→ Data:
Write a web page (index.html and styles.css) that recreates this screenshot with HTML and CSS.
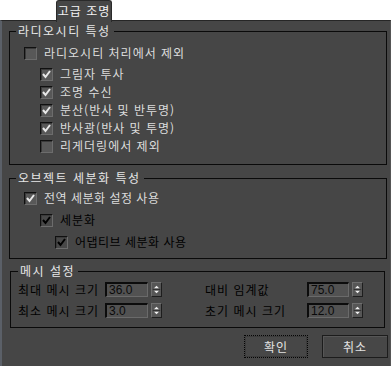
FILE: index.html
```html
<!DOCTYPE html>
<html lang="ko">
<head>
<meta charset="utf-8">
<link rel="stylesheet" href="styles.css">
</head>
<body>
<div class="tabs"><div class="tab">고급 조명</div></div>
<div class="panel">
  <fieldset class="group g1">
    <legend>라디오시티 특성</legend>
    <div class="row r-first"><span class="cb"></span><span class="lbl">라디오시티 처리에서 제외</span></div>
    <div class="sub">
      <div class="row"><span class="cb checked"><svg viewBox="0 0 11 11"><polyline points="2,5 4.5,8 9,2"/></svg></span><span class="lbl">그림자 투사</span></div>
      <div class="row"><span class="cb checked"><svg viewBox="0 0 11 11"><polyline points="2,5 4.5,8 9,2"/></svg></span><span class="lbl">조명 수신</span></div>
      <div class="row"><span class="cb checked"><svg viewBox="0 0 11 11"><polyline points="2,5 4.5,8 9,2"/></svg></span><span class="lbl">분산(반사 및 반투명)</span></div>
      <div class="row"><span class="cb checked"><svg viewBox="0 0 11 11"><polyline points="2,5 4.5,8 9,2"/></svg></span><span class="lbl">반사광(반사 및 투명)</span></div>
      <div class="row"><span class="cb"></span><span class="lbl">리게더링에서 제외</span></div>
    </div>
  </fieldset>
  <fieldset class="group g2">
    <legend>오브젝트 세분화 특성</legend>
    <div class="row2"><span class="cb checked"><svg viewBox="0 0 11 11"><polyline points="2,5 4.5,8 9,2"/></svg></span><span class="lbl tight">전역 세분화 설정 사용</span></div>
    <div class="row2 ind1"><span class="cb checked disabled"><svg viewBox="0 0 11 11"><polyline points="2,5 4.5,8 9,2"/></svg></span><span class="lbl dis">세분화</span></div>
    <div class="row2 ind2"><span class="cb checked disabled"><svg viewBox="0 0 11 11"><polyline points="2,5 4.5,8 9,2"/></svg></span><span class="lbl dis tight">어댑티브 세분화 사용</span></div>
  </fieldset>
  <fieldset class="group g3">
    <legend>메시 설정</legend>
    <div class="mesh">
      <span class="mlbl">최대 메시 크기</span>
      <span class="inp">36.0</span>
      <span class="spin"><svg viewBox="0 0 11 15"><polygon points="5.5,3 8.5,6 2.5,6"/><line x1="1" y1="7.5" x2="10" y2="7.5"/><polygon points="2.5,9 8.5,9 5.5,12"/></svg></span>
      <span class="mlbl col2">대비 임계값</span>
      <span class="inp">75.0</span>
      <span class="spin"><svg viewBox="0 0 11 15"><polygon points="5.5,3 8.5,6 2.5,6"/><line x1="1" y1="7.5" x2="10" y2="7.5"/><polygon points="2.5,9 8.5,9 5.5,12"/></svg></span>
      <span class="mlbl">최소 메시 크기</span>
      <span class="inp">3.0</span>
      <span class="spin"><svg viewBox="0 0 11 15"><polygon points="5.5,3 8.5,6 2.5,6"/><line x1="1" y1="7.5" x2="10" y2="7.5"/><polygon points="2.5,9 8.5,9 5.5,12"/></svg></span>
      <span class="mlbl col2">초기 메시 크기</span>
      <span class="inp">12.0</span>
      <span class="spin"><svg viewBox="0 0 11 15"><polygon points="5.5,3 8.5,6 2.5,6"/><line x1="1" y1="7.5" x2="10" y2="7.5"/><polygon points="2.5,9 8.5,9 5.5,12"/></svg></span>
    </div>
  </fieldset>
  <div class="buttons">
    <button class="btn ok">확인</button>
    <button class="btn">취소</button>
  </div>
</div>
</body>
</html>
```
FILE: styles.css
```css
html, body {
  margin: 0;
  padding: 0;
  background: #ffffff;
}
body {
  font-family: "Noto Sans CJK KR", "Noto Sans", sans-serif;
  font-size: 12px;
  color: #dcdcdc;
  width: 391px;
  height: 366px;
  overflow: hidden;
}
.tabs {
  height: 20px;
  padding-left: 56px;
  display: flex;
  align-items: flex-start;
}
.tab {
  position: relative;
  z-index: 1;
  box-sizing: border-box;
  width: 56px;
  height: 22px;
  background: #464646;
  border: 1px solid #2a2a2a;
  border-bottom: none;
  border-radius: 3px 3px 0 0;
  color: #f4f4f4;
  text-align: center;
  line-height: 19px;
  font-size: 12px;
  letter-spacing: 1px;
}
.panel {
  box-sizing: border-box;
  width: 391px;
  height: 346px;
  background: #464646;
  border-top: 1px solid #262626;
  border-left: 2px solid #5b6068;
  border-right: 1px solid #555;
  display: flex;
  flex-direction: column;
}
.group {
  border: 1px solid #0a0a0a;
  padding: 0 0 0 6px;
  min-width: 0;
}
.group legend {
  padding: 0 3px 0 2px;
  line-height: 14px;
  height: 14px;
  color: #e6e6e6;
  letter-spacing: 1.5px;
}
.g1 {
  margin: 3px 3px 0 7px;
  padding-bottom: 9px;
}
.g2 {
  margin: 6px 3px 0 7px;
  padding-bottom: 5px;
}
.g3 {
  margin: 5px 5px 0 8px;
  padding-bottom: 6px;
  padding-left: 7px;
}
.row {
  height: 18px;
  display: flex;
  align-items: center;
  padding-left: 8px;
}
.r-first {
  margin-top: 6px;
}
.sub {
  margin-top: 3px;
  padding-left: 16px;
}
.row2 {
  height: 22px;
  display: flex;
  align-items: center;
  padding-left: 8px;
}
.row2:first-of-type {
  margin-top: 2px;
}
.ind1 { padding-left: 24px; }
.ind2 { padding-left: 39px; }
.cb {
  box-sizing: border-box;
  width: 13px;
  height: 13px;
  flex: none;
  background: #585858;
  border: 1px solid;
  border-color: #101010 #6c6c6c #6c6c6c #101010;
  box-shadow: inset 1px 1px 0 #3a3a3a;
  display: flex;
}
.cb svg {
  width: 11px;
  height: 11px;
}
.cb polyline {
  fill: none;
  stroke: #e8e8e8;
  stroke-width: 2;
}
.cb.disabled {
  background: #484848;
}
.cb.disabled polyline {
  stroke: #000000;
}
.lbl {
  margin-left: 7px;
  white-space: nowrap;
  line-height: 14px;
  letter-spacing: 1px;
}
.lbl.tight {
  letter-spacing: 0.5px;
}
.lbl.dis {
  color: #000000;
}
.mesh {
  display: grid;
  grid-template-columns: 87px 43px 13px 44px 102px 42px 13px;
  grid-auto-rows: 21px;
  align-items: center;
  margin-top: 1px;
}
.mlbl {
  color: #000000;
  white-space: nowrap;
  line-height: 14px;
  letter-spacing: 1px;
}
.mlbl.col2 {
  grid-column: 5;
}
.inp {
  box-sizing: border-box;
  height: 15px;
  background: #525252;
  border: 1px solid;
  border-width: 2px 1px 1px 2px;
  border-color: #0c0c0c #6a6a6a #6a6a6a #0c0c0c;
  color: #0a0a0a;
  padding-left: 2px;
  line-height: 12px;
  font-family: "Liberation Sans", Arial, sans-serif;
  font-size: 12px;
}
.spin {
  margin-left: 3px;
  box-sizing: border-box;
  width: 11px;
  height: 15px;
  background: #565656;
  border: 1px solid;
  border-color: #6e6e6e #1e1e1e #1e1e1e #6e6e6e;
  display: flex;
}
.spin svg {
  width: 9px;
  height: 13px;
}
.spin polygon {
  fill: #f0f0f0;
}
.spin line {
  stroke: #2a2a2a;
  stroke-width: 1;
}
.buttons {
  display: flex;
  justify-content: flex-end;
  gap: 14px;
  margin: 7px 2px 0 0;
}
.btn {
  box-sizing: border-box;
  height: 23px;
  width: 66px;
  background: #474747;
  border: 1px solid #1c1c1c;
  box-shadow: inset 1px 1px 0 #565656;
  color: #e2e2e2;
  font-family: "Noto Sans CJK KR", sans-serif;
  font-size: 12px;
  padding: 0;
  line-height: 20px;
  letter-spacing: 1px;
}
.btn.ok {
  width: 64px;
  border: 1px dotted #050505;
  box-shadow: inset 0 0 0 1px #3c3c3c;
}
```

→ Goal: Copy out every line of the listing that includes the string "styles".

→ Result of this exercise:
Write a web page (index.html and styles.css) that recreates this screenshot with HTML and CSS.
<link rel="stylesheet" href="styles.css">
FILE: styles.css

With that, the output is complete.